Dans ces grandes voûtes de St. Lazare d'Avallon, les arêtes qui figurent encore à la base, s'atténue progressivement en allant vers le sommet. Le dessin en plan qui part du rectangle devient polygonal au niveau haut des forme rets, pour terminer pratiquement en calotte hémisphérique au sommet. Le volume est donc difficile à coffrer et le meilleur moyen consiste à établir deux grands cintres en diagonale avant de rechercher un volume approché à l'aide de petits cintres appuyés sur les grands. Bientôt les constructeurs imagineront de remplacer ces grands cintres par des structures de pierre établies en croix; ce sera la naissance des croisées d'ogive bourguignonne.
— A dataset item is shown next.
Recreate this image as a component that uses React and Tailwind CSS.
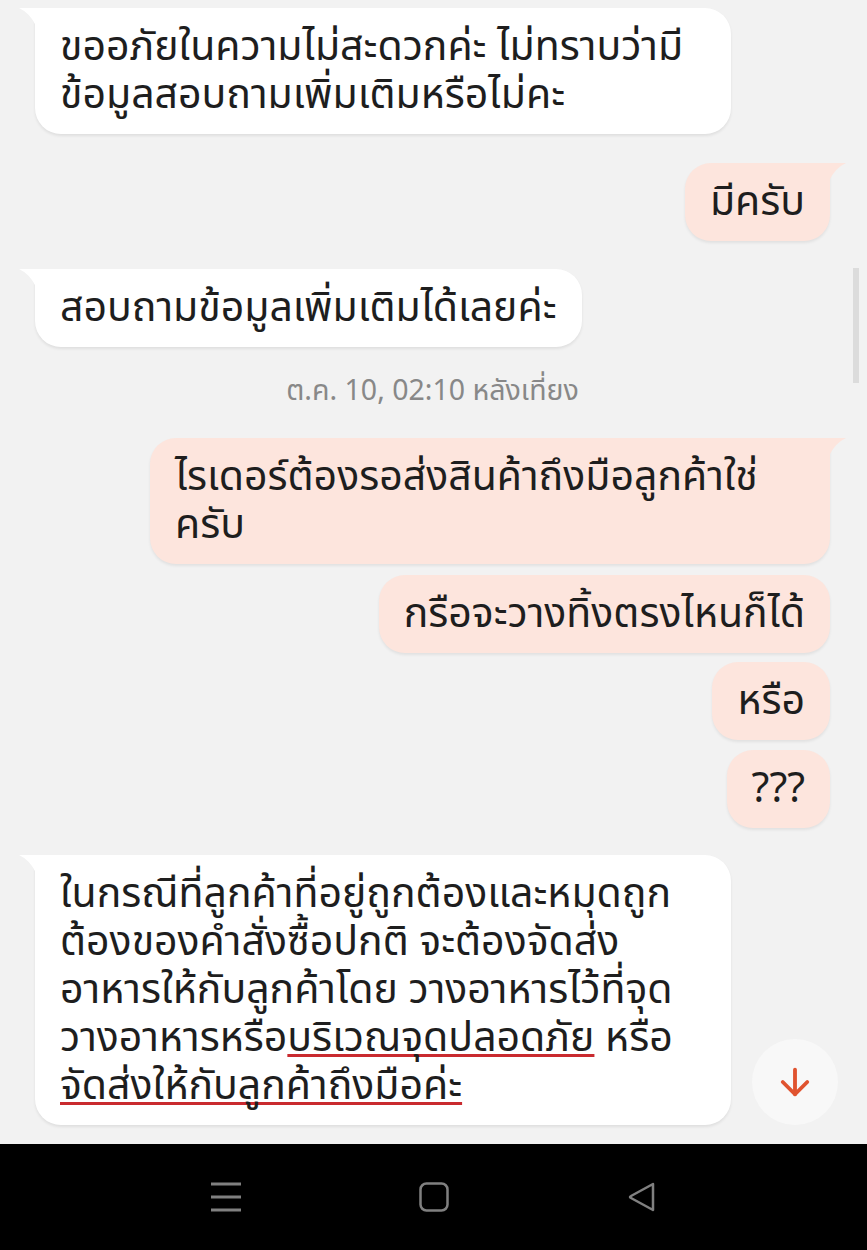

A cette époque, nombreux sont ceux qui devaient y penser et ce sera le constructeur de la cathédrale de Sens qui l'appliquera le premier en 1140/1145. Mais,déjà vers 1130, un moine de grand talent qui travaillait sur la vieille nef de la cathédrale du Mans poursuivait la même idée. Il connaissait sans doute le volume des voûtes bourguignonnes, mais il avait vu aussi les premières structures en croix qui renforçaient les grandes voûtes des abbatiales normandes comme Lessay, St. Etienne de Caen, et l'idée lui vint de faire la synthèse des deux. Ce fut la naissance des voûtes angevines. (Elle naissent au Mans et se développent en Anjou). Contrairement à l'école bourguignonne ces dernières auront une riche destinée et vivront près de deux siècles à l'ombre du procédé venu de l'Ile de France.